A la derecha de la sala se encuentra la zona más difundida de su obra: los retratos en estudio. Todos, o casi todos los modelos y las modelos de López miran a la cámara casi de la misma forma. Es una mirada medio torva, gacha pero no del todo, tensa. Es como mira quien tiene un secreto que ocultar y no quiere que se sepa, pero no logra disimular su culpabilidad. El ala izquierda de paneles color rosa y el ala derecha de paneles verdes arman dos versiones de un kitsch infernal. Es recomendable demorarse en las fotos por Marcos López en blanco y negro, o pocos colores, donde los sujetos parecen entregar algo más que un personaje. Entregan su verdad. Emocionan dos borrachos llenos de ternura, o un ser andrógino al que parecen contemplar las efigies tridimensionales de Ceferino Namuncurá y el Chacho Peñaloza desde el centro de la sala. Igualmente real, dentro de su elaborado artificio, resulta la exquisita fotografía color del Gauchito Gil, con su facón en la mano y la mirada feroz, solo en medio de la pampa y con un altar de velas rojas de verdad encendidas a sus pies. Se apagan y la gente vuelve a encenderlas.

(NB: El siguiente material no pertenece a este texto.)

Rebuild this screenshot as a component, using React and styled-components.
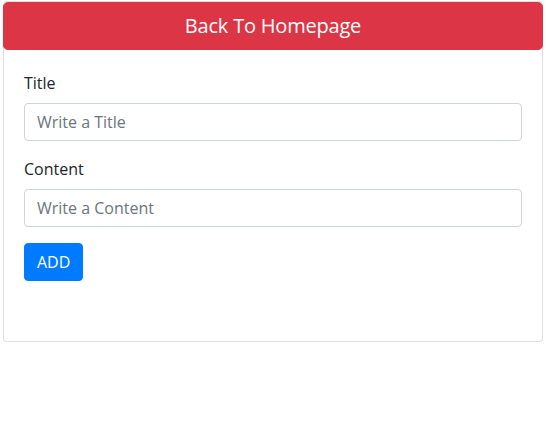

Otros ídolos de multitudes afloran como en un sueño. Eva Perón es recurrente. Gardel, también. San Martín parece mirar para otro lado, como si no quisiera ver al muerto de la canoa. Del gobernador Juan Manuel de Rosas cuelga un hilo grueso de sangre que comienza en su banda punzó y cae en un balde plástico. Un fotomontaje mural en el fondo presenta, parodiando una famosa escultura grupal estadounidense, a un grupo de mineros bolivianos que erigen una bandera wipala sobre una montaña de cotizados grabados de Andy Warhol, acaso una figura de artista a la que López se parece en sus momentos más colaborativos y divinos (Warhol coordinaba en Nueva York un espacio de arte, The Factory, donde él encarnaba al artista divo y a la vez todos eran artistas). Otro mural fotográfico para demorarse en contemplar es el que representa el horror explotador de los locales de comida rápida. El kitsch, en López, es político al operar como denuncia. Se acerca por momentos al muralismo mexicano, por momentos al realismo social de un Antonio Berni, pero sin renegar de los colores fluo ni del delirio.
La parodia merece un párrafo aparte. Parodia, pastiche (en el sentido de ejercicio de estilo) o incluso "plagio", como él mismo inscribe en toscas letras blancas 3D en uno de los paneles, son tres procedimientos mediante los cuales dialoga de obra a obra con sus pares, o con quienes Marcos López considera sus pares. La idea de los mapas pintados sobre colchones fue realizada con éxito internacional por Guillermo Kuitca, y López la reescribe, pero cambiando los topónimos y pintando el mapa de su región: la provincia de Corrientes, la de Santa Fe; la Pampa del Infierno, entre otras localidades que existen, pero se encuentran sub-representadas en el arte argentino. Al pintor rosarino Daniel García le dedica López un guiño cómico, una pintura donde combina diversas vertientes de su obra: el resultado tiene una picardía que aflora también en otras pinturas de la muestra, las más expresionistas y neobarrocas, las más tropicales y orgiásticas. Eros y Thanatos juegan entre sí juegos inimaginables, en una obra de indestructible vitalidad.